More than 11,000 financial institutions across 200 countries and territories use the interbank messaging system from the Brussels-based SWIFT cooperative to transfer funds internationally and domestically, moving billions of dollars per day.
A spokesman for SWIFT, formally known as the Society for Worldwide Interbank Financial Telecommunication, declined to comment on this particular breach.
"SWIFT does not comment on individual entities," the spokesman tells Information Security Media Group. "When a case of potential fraud is reported to us, we offer our assistance to the affected user to help secure its environment. We subsequently share relevant information on an anonymized basis with the community. This preserves confidentiality, whilst assisting other SWIFT users to take appropriate measures to protect themselves. We have no indication that our network and core messaging services have been compromised."
Last month's NIC Asia Bank hack attack followed the theft of $60 million from Far Eastern International Bank in Taiwan via fraudulent SWIFT money-moving messages earlier the same month. The bank reportedly detected the suspicious transactions and was able to recover most of the stolen funds, with only $500,000 remaining outstanding (see Report: Malware-Wielding Hackers Hit Taiwanese Bank).
Alert From Nepal's Central Bank
News of the NIC Asia Bank breach first surfaced last month after Nepal Rastra Bank issued an alert to foreign banks asking them to block the fraudulent transfer requests.

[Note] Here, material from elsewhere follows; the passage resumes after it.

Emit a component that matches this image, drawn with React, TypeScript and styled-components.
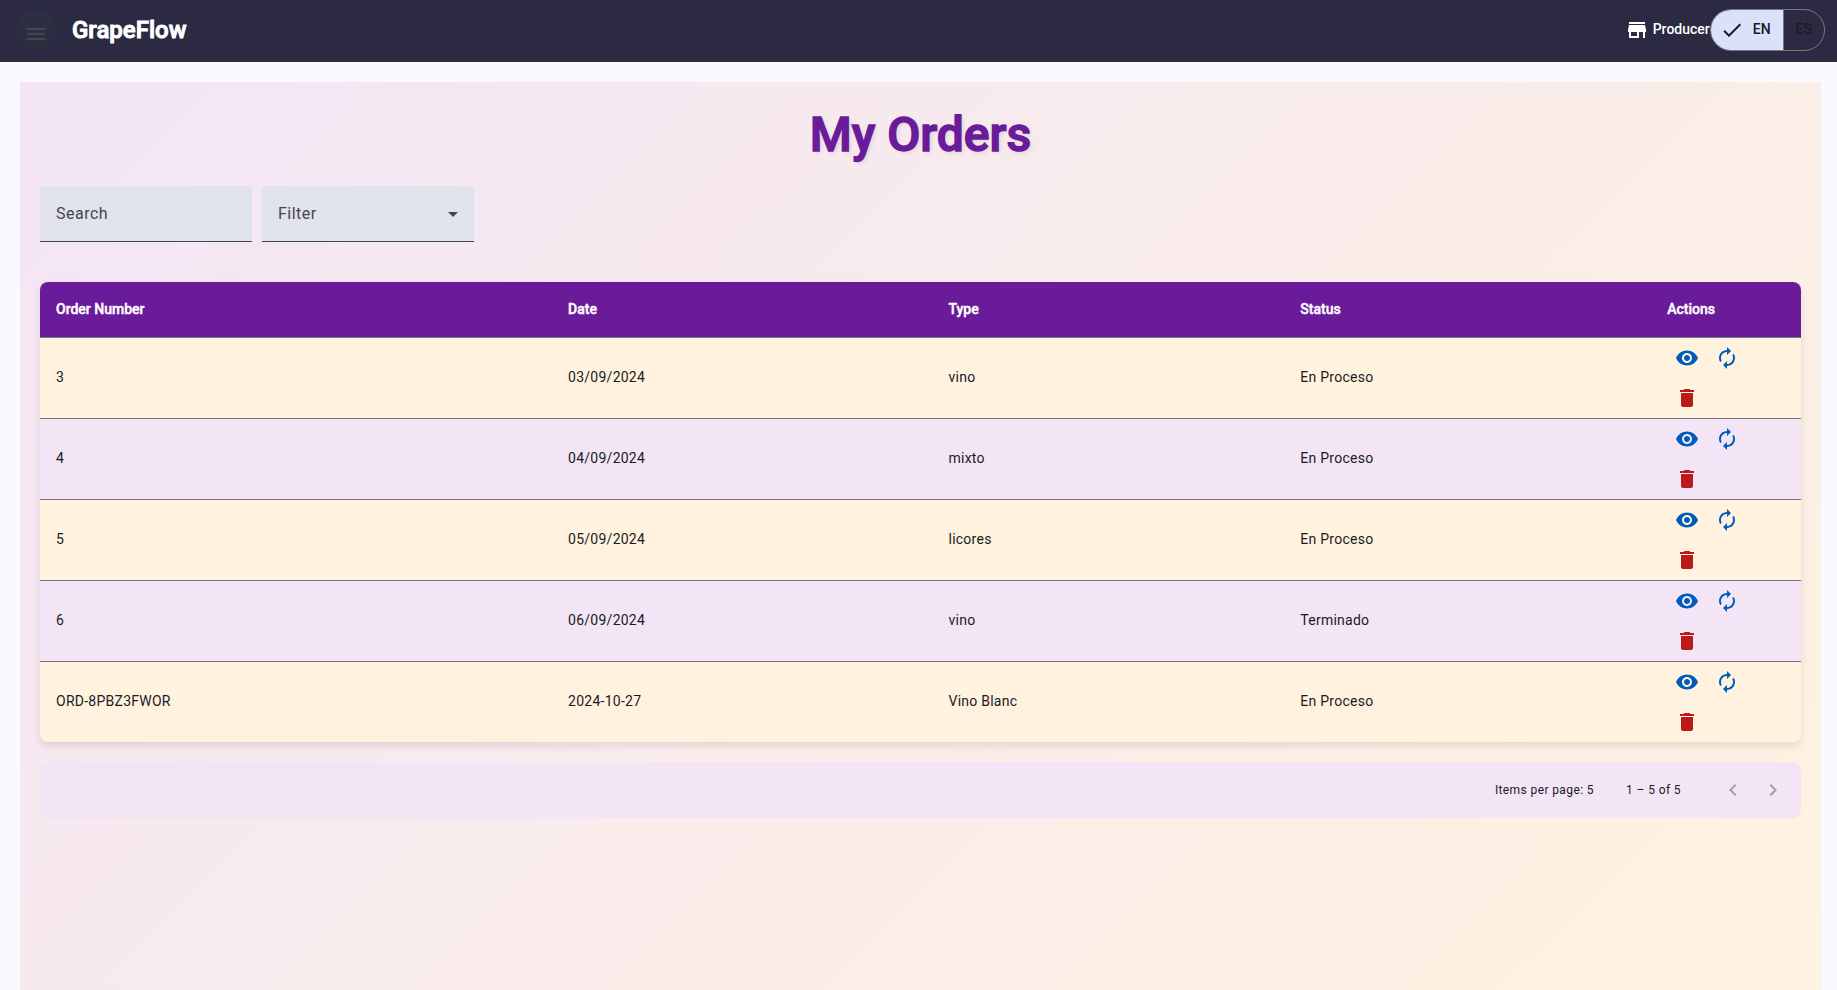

"It has been found that transactions of NIC Asia Bank have been carried out from various banks in six countries by hackers using SWIFT, an international banking network," Rajendra Pandit, an NRB spokesman, last month told the Press Trust of India news agency.

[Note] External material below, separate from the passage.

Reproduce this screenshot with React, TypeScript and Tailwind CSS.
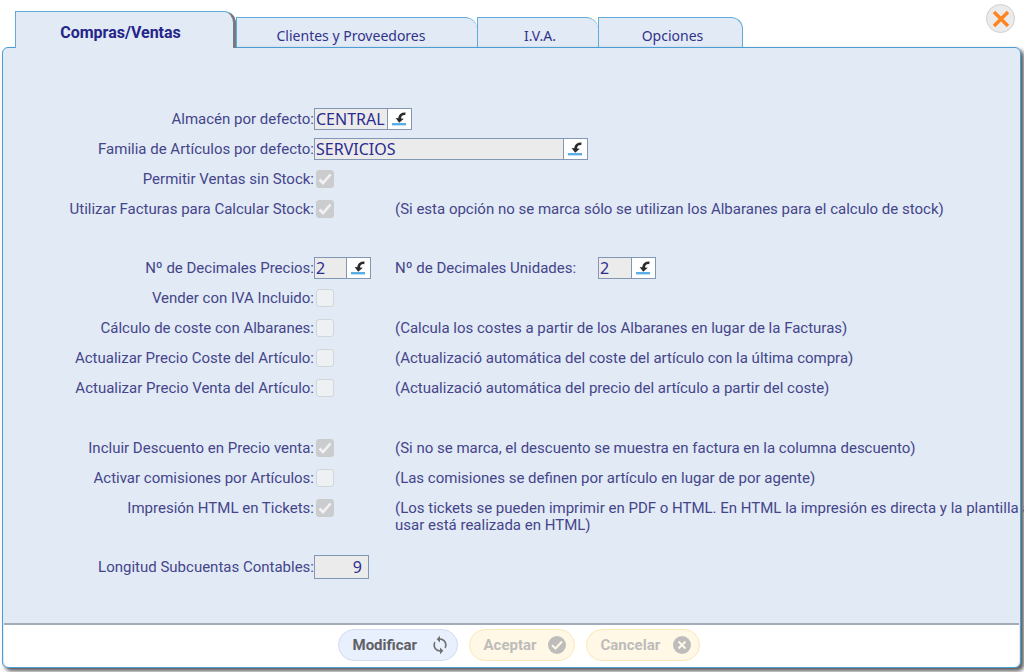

"We have already requested the central banks in those countries to stop processing payments to the parties requested by the hackers," Pandit said. "Even payments which have already been made are likely to be retrieved."
Investigation: SWIFT System Misused
Last month, Roshan Kumar Neupane, deputy CEO at NIC Asia Bank, told PTI news agency that the bank took its SWIFT server offline immediately after spotting the suspicious transactions. "We have decided to take down our server for the SWIFT system after suspecting an intrusion into the system, which is completely different from our core banking system where client information and bank balances are maintained," he said. "The financial losses have not been as damaging [or] as feared as the balances in such accounts are very low."
An investigation into the heist launched by Nepal's central bank found that six staffers in NIC Asia Bank's SWIFT department had used a computer that was meant to be used only for SWIFT transactions for other purposes as well, Himalayan News Service reports. It adds that all six employees have since been transferred to other departments.
Follows Bangladesh Bank Heist
The NIC Asia Bank heist follows the February 2016 theft of $81 million from the central bank of Bangladesh's Federal Reserve of New York account. In that incident, attackers installed malware on the bank's computers, which allowed them to subvert SWIFT's client software and inject $951 million in fraudulent money-moving requests into the SWIFT interbank messaging network. Thankfully for the bank, however, typos by the attackers led to most of the requests not being honored, and some others were rolled back.
Following the Bangladesh Bank heist, however, other financial services firms revealed similar attack attempts, some predating the Bangladesh Bank heist and some of which were successful. The revelations triggered a public relations disaster for SWIFT, which began revising its approach to securing the use of its software as well as sharing threat intelligence (see Security Investments Consume SWIFT's Profits).
Multiple security experts and reportedly also the U.S. Justice Department have blamed at least the Bangladesh Bank heist on hackers tied to North Korea.
This story has been updated with comment from SWIFT.